> _TASK OBJECTIVE_
Look over the lines below. Report each one that includes the string "React".
Start DATA SHOWN
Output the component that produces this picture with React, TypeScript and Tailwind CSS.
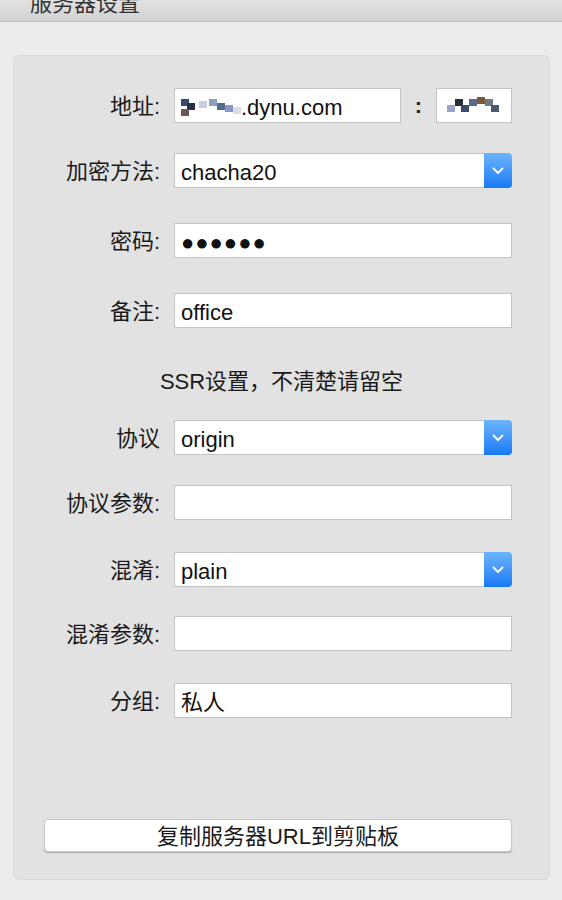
const font = { fontFamily: '"Liberation Sans", "Noto Sans CJK SC", sans-serif' };

function Label({ children }: { children: React.ReactNode }) {
  return (
    <div className="w-[146px] shrink-0 pt-[3px] text-right text-[22px] leading-none text-[#1a1a1a]">
      {children}
    </div>
  );
}

function TextBox({ value, className = "" }: { value?: React.ReactNode; className?: string }) {
  return (
    <div
      className={`flex h-[35px] shrink-0 items-center border border-[#c3c3c3] bg-white px-[6px] pt-[3px] text-[22px] text-[#111] ${className}`}
    >
      {value}
    </div>
  );
}

function Select({ value }: { value: string }) {
  return (
    <div className="flex h-[35px] w-[338px] items-stretch">
      <div className="flex flex-1 items-center border border-r-0 border-[#c3c3c3] bg-white px-[6px] pt-[3px] text-[22px] text-[#111]">
        {value}
      </div>
      <div className="flex w-[28px] items-center justify-center rounded-r-[4px] bg-gradient-to-b from-[#6cb4fb] to-[#1479f5]">
        <svg width="12" height="8" viewBox="0 0 12 8" fill="none">
          <path d="M1.5 1.5 6 6l4.5-4.5" stroke="white" strokeWidth="1.8" strokeLinecap="round" strokeLinejoin="round" />
        </svg>
      </div>
    </div>
  );
}

function Row({ label, children, mt }: { label: string; children: React.ReactNode; mt: string }) {
  return (
    <div className={`flex items-center gap-[14px] ${mt}`}>
      <Label>{label}</Label>
      {children}
    </div>
  );
}

function Blur({ cells }: { cells: [number, number, string][] }) {
  return (
    <span className="relative inline-block h-[20px] align-middle" style={{ width: Math.max(...cells.map((c) => c[0] + 8)) }}>
      {cells.map(([x, y, c], i) => (
        <span key={i} className="absolute h-[7px] w-[8px]" style={{ left: x, top: y, background: c }} />
      ))}
    </span>
  );
}

export default function App() {
  return (
    <div className="min-h-[900px] w-[562px] bg-[#ececec]" style={font}>
      <div className="h-[22px] overflow-hidden border-b border-[#bdbdbd] bg-gradient-to-b from-[#e3e2e3] to-[#d3d2d3]">
        <div className="-mt-[7px] pl-[30px] text-[22px] leading-[22px] text-[#333]">服务器设置</div>
      </div>

      <div className="mx-[13px] mt-[33px] flex h-[825px] w-[537px] flex-col rounded-[6px] border border-[#d9d9d9] bg-[#e2e2e2]">
        <Row label="地址:" mt="mt-[32px]">
          <div className="flex w-[338px] items-center">
            <TextBox
              className="w-[227px]"
              value={
                <>
                  <Blur
                    cells={[
                      [0, 2, "#3c4a6a"],
                      [6, 6, "#2a2f4a"],
                      [0, 12, "#6a5a55"],
                      [18, 4, "#c9cfe0"],
                      [28, 2, "#8aa0c0"],
                      [36, 6, "#556b8c"],
                      [44, 8, "#8b96c8"],
                      [52, 10, "#d8dcea"],
                    ]}
                  />
                  <span>.dynu.com</span>
                </>
              }
            />
            <span className="w-[35px] text-center text-[22px] font-bold text-[#222]">:</span>
            <TextBox
              className="w-[76px]"
              value={
                <Blur
                  cells={[
                    [4, 8, "#9aa4c4"],
                    [12, 2, "#2a2f3a"],
                    [18, 8, "#3a4a6a"],
                    [26, 2, "#5a6a8a"],
                    [34, 0, "#7a5a3a"],
                    [42, 2, "#6a7a8a"],
                    [48, 8, "#4a5a6a"],
                  ]}
                />
              }
            />
          </div>
        </Row>
        <Row label="加密方法:" mt="mt-[30px]">
          <Select value="chacha20" />
        </Row>
        <Row label="密码:" mt="mt-[35px]">
          <TextBox className="w-[338px]" value={<span className="tracking-[1px]">●●●●●●</span>} />
        </Row>
        <Row label="备注:" mt="mt-[35px]">
          <TextBox className="w-[338px]" value="office" />
        </Row>

        <div className="mt-[42px] text-center text-[22px] leading-[24px] text-[#1a1a1a]">SSR设置，不清楚请留空</div>

        <Row label="协议" mt="mt-[26px]">
          <Select value="origin" />
        </Row>
        <Row label="协议参数:" mt="mt-[30px]">
          <TextBox className="w-[338px]" />
        </Row>
        <Row label="混淆:" mt="mt-[32px]">
          <Select value="plain" />
        </Row>
        <Row label="混淆参数:" mt="mt-[29px]">
          <TextBox className="w-[338px]" />
        </Row>
        <Row label="分组:" mt="mt-[32px]">
          <TextBox className="w-[338px]" value="私人" />
        </Row>

        <div className="mt-auto mb-[27px] ml-[30px] w-[468px]">
          <div className="flex h-[33px] items-center justify-center rounded-[4px] border border-[#c8c8c8] bg-white pt-[2px] text-[22px] text-[#1a1a1a] shadow-[0_1px_1px_rgba(0,0,0,0.25)]">
            复制服务器URL到剪贴板
          </div>
        </div>
      </div>
    </div>
  );
}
End DATA SHOWN
> _ANSWER TO THE TASK_
Output the component that produces this picture with React, TypeScript and Tailwind CSS.
function Label({ children }: { children: React.ReactNode }) {
function TextBox({ value, className = "" }: { value?: React.ReactNode; className?: string }) {
function Row({ label, children, mt }: { label: string; children: React.ReactNode; mt: string }) {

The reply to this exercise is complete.